Tuesday, January 30, 2007

Jenni had her baby. Autumn will be 2 weeks old this Thursday. She grows like a weed. I saw her last Thursday, and again on Sunday. She was noticeably larger, her face more round.

All babies look alike in the beginning--it's something to do with being small and pink and having hazy blue eyes--but you can't stop staring at the one you know. We watch her every movement, waiting for the break in the clouds--the brief moment when her eyes open and the light shines forth. She spends those brief moments looking puzzled, wondering at the big shapes hovering over her uttering complete gibberish.
When I told Jon I wanted to see Ghost Rider, he put his head in his hands and gave a despairing "Noooo!"

Tuesday, January 23, 2007

It always takes a little bit to readjust to school. I have 2 classes within one day, at weird times, so it's impossible to do anything much except wait in between. I'm taking Collection Development and Technical Services.
Professor Carrigan teaches the Collection Development course. He always has fun at the interpreter's expense. He deliberately says "blah blah blah" to see them sign it. You start out with your index fingers pointed out, touching at the tips, other fingers curled in, then move them away from each other while moving them up and down, as if you are illustrating a very pointy mountainrange.
That explanation probably makes no sense, but even non-hard-of-hearing people--once they see the sign--will appreciate it illustrates the concept.
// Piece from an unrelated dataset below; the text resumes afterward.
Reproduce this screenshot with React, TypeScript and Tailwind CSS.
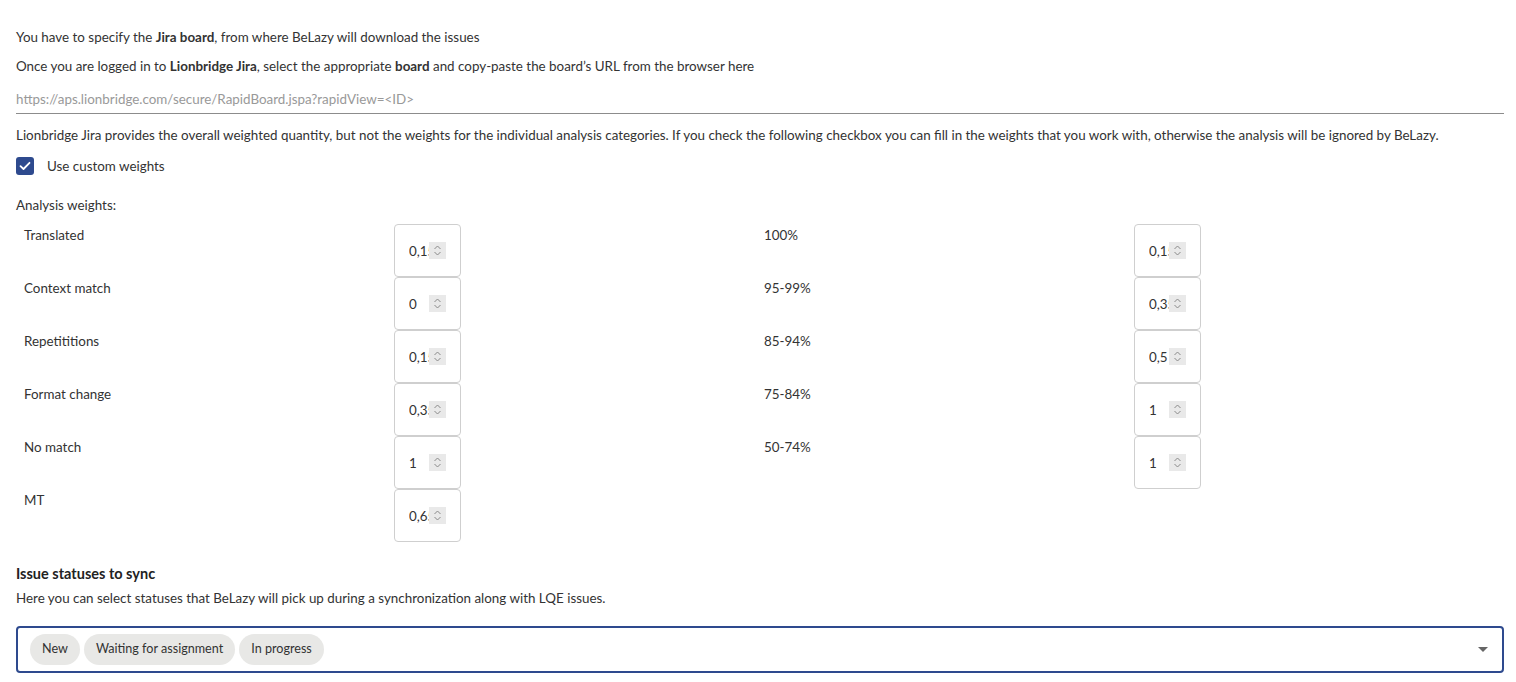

Saturday, January 20, 2007

I've discovered a wonderful author, Juliet Marillier. She writes historical fantasy that takes place in the British isles area. I don't normally read contemporary authors of fantasy/sci-fi simply because there is so much of it out there, and I have no desire to spend time separating the wheat from the chaff. But I decided to browse the new fantasy section at the library and happened across her newest book, part of the Bridei Chronicles, and devoured it within a week. I am starting to see what kind of books I tend towards, ones that give character to the environment, so that the landscape has a life of its own and thereby makes the characters of the stories more real.
I also like fairy tale re-tellings, so I snapped up her Daughter of the Forest when I saw that it was the story of the brothers that are enchanted to become swans and the sister that must toil for years at making clothes that will turn them back into humans. Not only does she make the fairy tale real, she adds insight that makes the reading experience richer.

Tuesday, January 16, 2007

Hello. I think I have forgotten about my blog for a while. I guess that's what the holidays do to you.
In a strange twist of events, Jon got a teaching job that he applied for but was turned down because a certified applicant had applied. They offered him an instructional aide position (which is quite beneath his talents--I speak with no bias towards him-- he really does know his science stuff), which he accepted just to get his foot in the door. Then on the very first day of work, within several hours, they offered him a teaching position. How crazy is that?
So it looks like we'll be moving to Wilmore, since W. Jessamine high school is about 4 miles outside of it. We're happy to be getting away from Lexington, but it'll feel a little weird going back to the town where I went to college. I remember the first couple years of not having a car, and just being able to go to Wal-mart in Nicholasville was a treat (even though I was well aware at that time of how ridiculous that was, having been given relative freedom by my parents while in high school--I know Mom is laughing over this right now, but I guess I was a rather boring kid who didn't do much to rile the parents. I don't have any stories to tell that can top those of Sue's).